● OBJECTIVE: Output the full listing below exactly, without the pictures.

● DATA:
[Start]
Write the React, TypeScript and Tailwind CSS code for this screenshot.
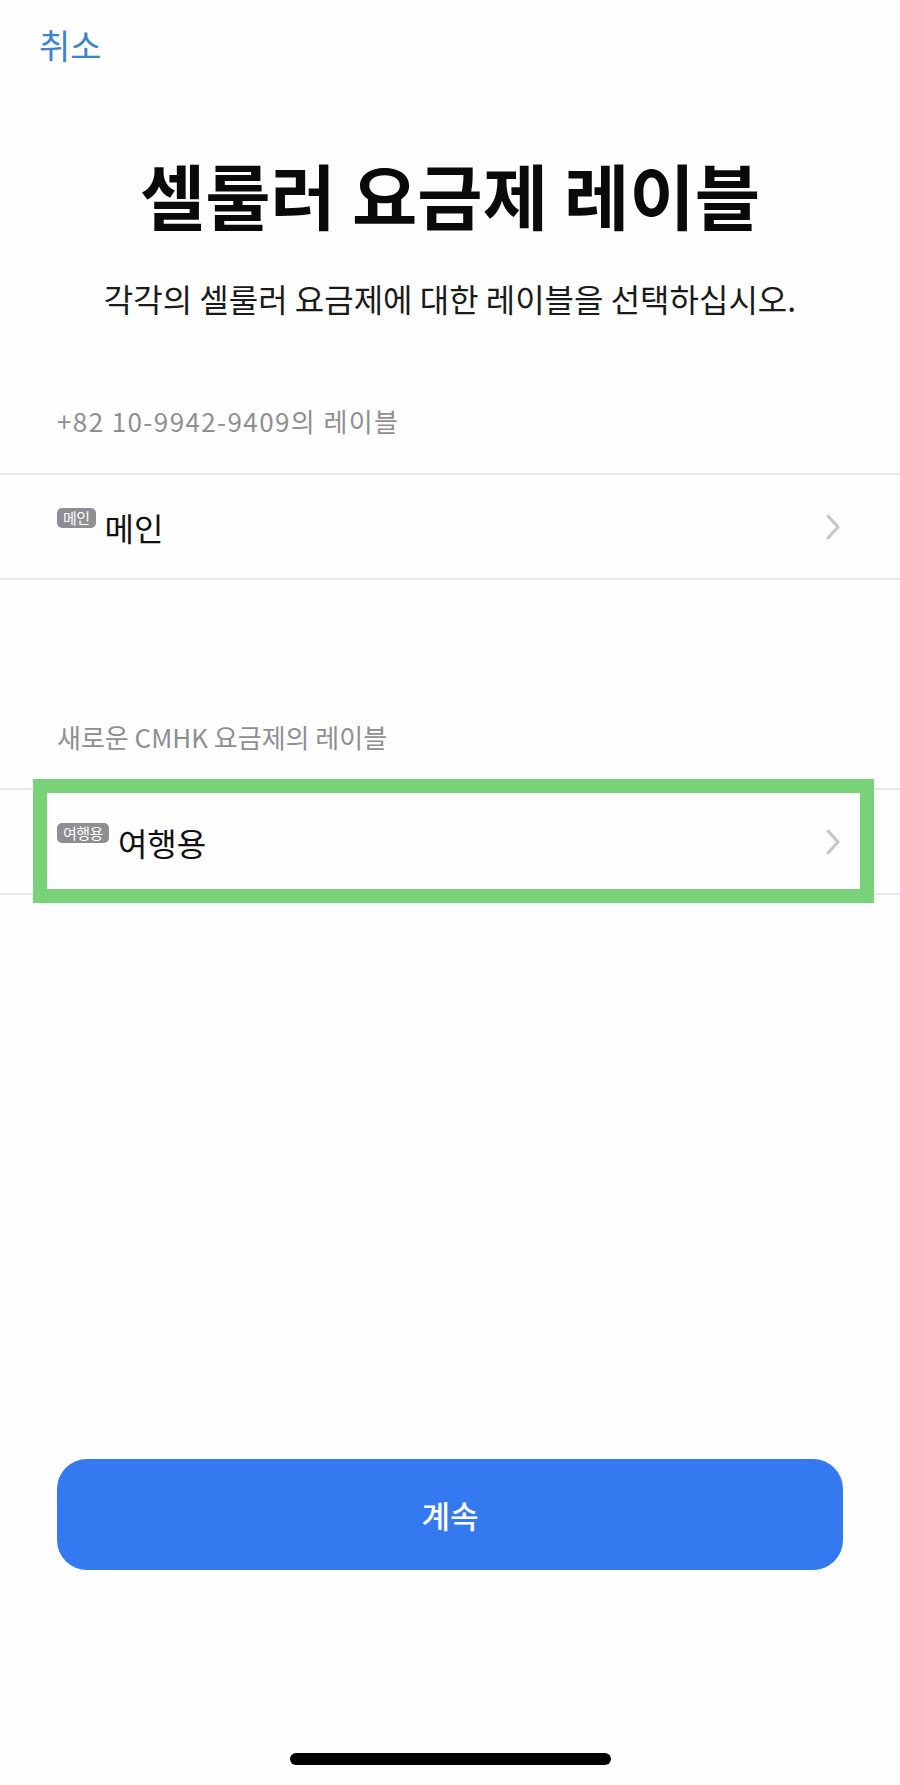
import React from "react";

function Chevron() {
  return (
    <svg width="16" height="26" viewBox="0 0 16 26" fill="none" className="shrink-0">
      <polyline points="3,2 13,13 3,24" stroke="#c6c6ca" strokeWidth="3" strokeLinecap="round" strokeLinejoin="round" />
    </svg>
  );
}

function Separator() {
  return <div className="h-[2px] bg-[#e8e8ec] shrink-0" />;
}

function LabelRow({ tag, label }: { tag: string; label: string }) {
  return (
    <div className="h-[103px] flex items-center justify-between pl-[57px] pr-[59px] shrink-0">
      <div className="flex items-start gap-[9px]">
        <span className="mt-[-3px] h-[20px] px-[6px] rounded-[5px] bg-[#8e8e93] text-white text-[15px] leading-[20px] tracking-[-0.5px]">
          {tag}
        </span>
        <span className="text-[32px] leading-none text-[#111111]">{label}</span>
      </div>
      <Chevron />
    </div>
  );
}

export default function App() {
  return (
    <div className="w-[900px] h-[1785px] flex flex-col bg-[#fefefe] font-['Noto_Sans_CJK_KR','Noto_Sans',sans-serif]">
      <div className="h-[90px] flex items-center pl-[39px] shrink-0">
        <span className="text-[34px] leading-none text-[#3d84c9]">취소</span>
      </div>

      <div className="mt-[63px] h-[80px] flex items-center justify-center shrink-0">
        <h1 className="text-[71px] leading-none font-bold text-[#0a0a0a]">셀룰러 요금제 레이블</h1>
      </div>

      <div className="mt-[45px] h-[40px] flex items-center justify-center shrink-0">
        <p className="text-[32px] leading-none text-[#1a1a1a]">각각의 셀룰러 요금제에 대한 레이블을 선택하십시오.</p>
      </div>

      <div className="mt-[83px] h-[40px] flex items-center pl-[57px] shrink-0">
        <span className="text-[26px] leading-none tracking-[1.4px] text-[#8e8e93]">+82 10-9942-9409의 레이블</span>
      </div>

      <div className="mt-[32px]">
        <Separator />
        <LabelRow tag="메인" label="메인" />
        <Separator />
      </div>

      <div className="mt-[137px] h-[40px] flex items-center pl-[57px] shrink-0">
        <span className="text-[26px] leading-none text-[#8e8e93]">새로운 CMHK 요금제의 레이블</span>
      </div>

      <div className="mt-[31px]">
        <Separator />
        <div className="relative">
          <LabelRow tag="여행용" label="여행용" />
          <div className="absolute left-[33px] right-[26px] top-[-11px] bottom-[-10px] border-[14px] border-[#79d277]" />
        </div>
        <Separator />
      </div>

      <div className="flex-1" />

      <div className="px-[57px] shrink-0">
        <button className="w-full h-[111px] rounded-[30px] bg-[#3579f0] flex items-center justify-center">
          <span className="text-[31px] leading-none font-medium text-white">계속</span>
        </button>
      </div>

      <div className="mt-[183px] mb-[20px] h-[12px] flex justify-center shrink-0">
        <div className="w-[321px] h-[12px] rounded-full bg-black" />
      </div>
    </div>
  );
}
[End]
● ANSWER BELOW:
Write the React, TypeScript and Tailwind CSS code for this screenshot.
import React from "react";

function Chevron() {
  return (
    <svg width="16" height="26" viewBox="0 0 16 26" fill="none" className="shrink-0">
      <polyline points="3,2 13,13 3,24" stroke="#c6c6ca" strokeWidth="3" strokeLinecap="round" strokeLinejoin="round" />
    </svg>
  );
}

function Separator() {
  return <div className="h-[2px] bg-[#e8e8ec] shrink-0" />;
}

function LabelRow({ tag, label }: { tag: string; label: string }) {
  return (
    <div className="h-[103px] flex items-center justify-between pl-[57px] pr-[59px] shrink-0">
      <div className="flex items-start gap-[9px]">
        <span className="mt-[-3px] h-[20px] px-[6px] rounded-[5px] bg-[#8e8e93] text-white text-[15px] leading-[20px] tracking-[-0.5px]">
          {tag}
        </span>
        <span className="text-[32px] leading-none text-[#111111]">{label}</span>
      </div>
      <Chevron />
    </div>
  );
}

export default function App() {
  return (
    <div className="w-[900px] h-[1785px] flex flex-col bg-[#fefefe] font-['Noto_Sans_CJK_KR','Noto_Sans',sans-serif]">
      <div className="h-[90px] flex items-center pl-[39px] shrink-0">
        <span className="text-[34px] leading-none text-[#3d84c9]">취소</span>
      </div>

      <div className="mt-[63px] h-[80px] flex items-center justify-center shrink-0">
        <h1 className="text-[71px] leading-none font-bold text-[#0a0a0a]">셀룰러 요금제 레이블</h1>
      </div>

      <div className="mt-[45px] h-[40px] flex items-center justify-center shrink-0">
        <p className="text-[32px] leading-none text-[#1a1a1a]">각각의 셀룰러 요금제에 대한 레이블을 선택하십시오.</p>
      </div>

      <div className="mt-[83px] h-[40px] flex items-center pl-[57px] shrink-0">
        <span className="text-[26px] leading-none tracking-[1.4px] text-[#8e8e93]">+82 10-9942-9409의 레이블</span>
      </div>

      <div className="mt-[32px]">
        <Separator />
        <LabelRow tag="메인" label="메인" />
        <Separator />
      </div>

      <div className="mt-[137px] h-[40px] flex items-center pl-[57px] shrink-0">
        <span className="text-[26px] leading-none text-[#8e8e93]">새로운 CMHK 요금제의 레이블</span>
      </div>

      <div className="mt-[31px]">
        <Separator />
        <div className="relative">
          <LabelRow tag="여행용" label="여행용" />
          <div className="absolute left-[33px] right-[26px] top-[-11px] bottom-[-10px] border-[14px] border-[#79d277]" />
        </div>
        <Separator />
      </div>

      <div className="flex-1" />

      <div className="px-[57px] shrink-0">
        <button className="w-full h-[111px] rounded-[30px] bg-[#3579f0] flex items-center justify-center">
          <span className="text-[31px] leading-none font-medium text-white">계속</span>
        </button>
      </div>

      <div className="mt-[183px] mb-[20px] h-[12px] flex justify-center shrink-0">
        <div className="w-[321px] h-[12px] rounded-full bg-black" />
      </div>
    </div>
  );
}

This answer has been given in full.